I have not been in a WM store in more four years. And I think it had been two years before that the one time I did go in and then was painfully reminded of why I didn't shop there anymore
Your local grocery store will survive as long as folks keep shopping there. It's both that simple and that difficult.
When the SuperWM opened in my town (pop. around 15,000) about 15 years ago now, the largest and nicest of our pre-existing grocery stores closed relatively soon thereafter. But it was also very close to the SWM. Three other grocery stores are still open.
If yours follows the same pattern as ours did, the food prices will start out ridiculously low and then slowly go up after about a year. Fruit, for example, is generally more expensive at the SWM than at our other grocers, though it didn't start out that way.
And I'm surprised the new McD's isn't in the SWM, as is often the case.

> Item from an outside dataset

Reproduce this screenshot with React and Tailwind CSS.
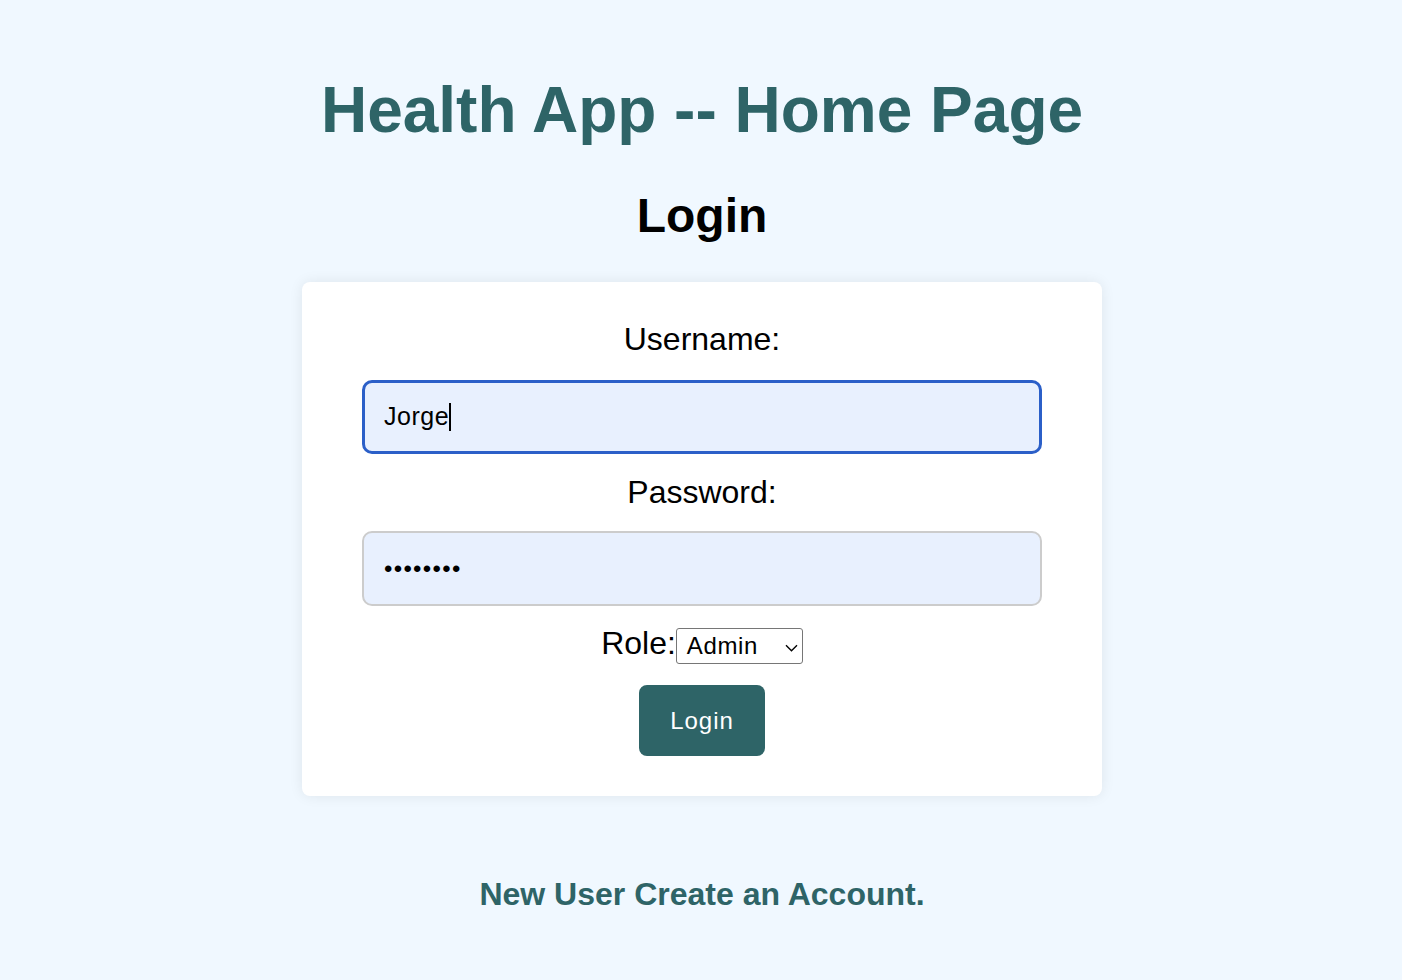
import React from "react";

export default function App() {
  return (
    <div className="min-h-screen bg-[#f0f8ff] pl-[2px] flex flex-col items-center font-['Liberation_Sans',Arial,sans-serif] text-black">
      <h1 className="mt-[73px] text-[64px] leading-[74px] font-bold text-[#2e6467]">
        Health App -- Home Page
      </h1>
      <h2 className="mt-[41px] text-[48px] leading-[55px] font-bold">Login</h2>
      <div className="mt-[39px] w-[800px] bg-white rounded-lg shadow-[0_0_14px_rgba(0,0,0,0.08)] px-[60px] pt-[39px] pb-[40px] flex flex-col items-center">
        <label className="text-[32px] leading-[37px]">Username:</label>
        <div className="mt-[22px] w-full h-[74px] border-[3px] border-[#2b5fc8] rounded-[10px] bg-[#e8f0fe] pl-[19px] flex items-center text-[25px] tracking-[0.5px]">
          <span>Jorge</span>
          <span className="inline-block w-[2px] h-[28px] bg-black"></span>
        </div>
        <label className="mt-[20px] text-[32px] leading-[37px]">Password:</label>
        <div className="mt-[20px] w-full h-[75px] border-2 border-[#cccccc] rounded-[10px] bg-[#e8f0fe] pl-[20px] flex items-center">
          <span className="text-[24px] tracking-[1.3px]">••••••••</span>
        </div>
        <div className="mt-[19px] flex items-baseline">
          <span className="text-[32px] leading-[37px]">Role:</span>
          <div className="relative w-[127px] h-[36px] border border-[#767676] rounded-[3px] bg-white pl-[10px] flex items-center text-[24px] tracking-[0.6px]">
            <span>Admin</span>
            <svg
              className="absolute right-[4px] top-[15px]"
              width="13"
              height="8"
              viewBox="0 0 13 8"
              fill="none"
            >
              <path d="M1 1.2l5.5 5.5 5.5-5.5" stroke="#000" strokeWidth="1.4" />
            </svg>
          </div>
        </div>
        <button className="mt-[21px] w-[126px] h-[71px] rounded-lg bg-[#2e6467] text-white text-[24px] tracking-[1px]">
          Login
        </button>
      </div>
      <a className="mt-[80px] text-[32px] leading-[37px] font-bold text-[#2e6467] no-underline">
        New User Create an Account.
      </a>
    </div>
  );
}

Fortunatly (or not), the new SWM is at the southern edge of town, while the old grocery store is kind of in the middle, so that may bode well for folks who don't want to travel the extra 3/4 mile.
However, this also means that the town itself is "moving" southward, away from it's roots and historic downtown Main Street.
Don't get me wrong. I'm an enthusiastic capitalist consumer of the third kind, but I'm also rather protective of my small town -- it's small size and fairly remote location being two of the reasons we moved here to begin with.
Last night, my wife half-jokingly said that if we get a Chili's in town, we're leaving.
My old home town now has both of these things, McD's and Super WalMart. THey have nearly driven all the local businesses out, and despite my exhortations that Wal Mart is evil and McD's is bad for you, my parents typically visit both nearly every day. I guess it is somewhat inevitable. They have everything that people want in one place, but it still makes me sad. I remember the days when we would move about the town picking up the things we needed for the family. I live more like that now in a big city, visiting the bakery for bread, the drugstore for prescrips, and other smaller operations. I will enter WM only under threat of death or extreme begging from my oldest to buy her the mascara that they and only they sell.
My parents, though, have few options in their small town.
But, if you want stuff, there is no other place on the planet that can compare. I think that wal-mart is just "capitalizing," sorry, I couldn't resist, on our obsession with stuff. I don't know if the answer is to shop somewhere else or just to want less.
George Carlin on "stuff."
Before anyone goes shopping again, we should all be forced to watch this classic routine from Carlin.
True.
I just riffed on this subject the other day. Wal-Mart is useful as a barometer to see where Middle America's collective consciousness is, but beyond that, I avoid it at all costs.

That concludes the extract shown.